ACE-CSR Seminar: Ballot Privacy

Speaker: Dr David Bernhard , University of Bristol
UCL Contact: Essam Ghadafi (Visitors from outside UCL please email in advance).
Date/Time: 26 May 16, 16:00 - 17:00
Venue: Roberts 110

Abstract

In 2008, the Catholic University of Louvain elected a new president using Helios, a cryptographic online voting system. Since 2010 the IACR (International Association for Cryptologic Research) has used Helios to elect its board.
Is Helios secure? I focus on one property of electronic voting schemes, Ballot Privacy, which I helped formalise (Esorics 2011) and used to find a flaw in Helios (Asiacrypt 2012) and how the definition has evolved since (IEEE S&P 2015).
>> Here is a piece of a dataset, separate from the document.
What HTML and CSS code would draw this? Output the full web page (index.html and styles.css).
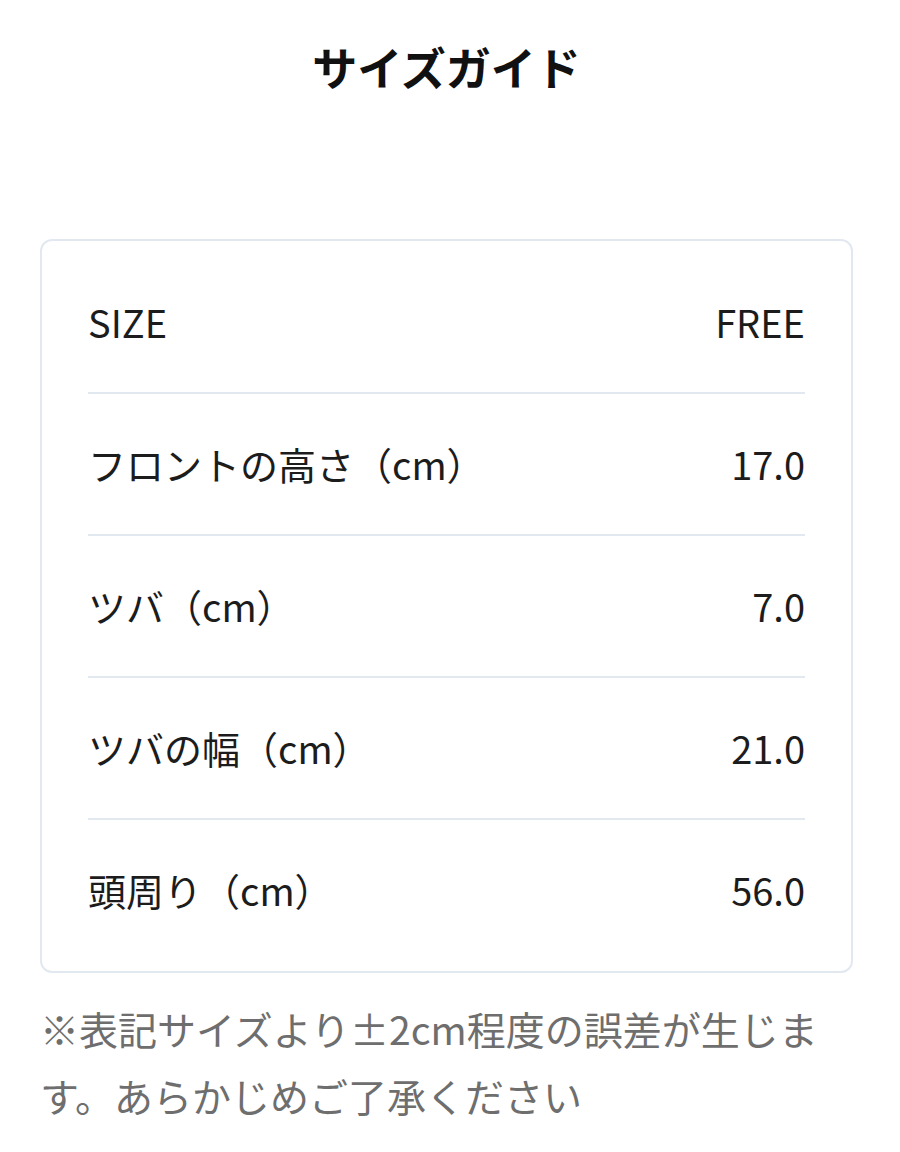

Along the way I'll give my views on the question: what makes a good (cryptographic) definition of privacy and why should we trust it?

Dr David Bernhard

David Bernhard is a Senior Teaching Associate at the University of Bristol where he gained a PhD in Cryptography on "Zero-Knowledge proofs in theory and practice". Highlights of his research include helping to define a cryptographic model of ballot privacy, placing the security analysis of voting schemes on a solid cryptographic foundation; breaking the voting scheme used by the IACR and leading a research collaboration providing new insights into an old open problem in cryptography, the security of Signed ElGamal encryption.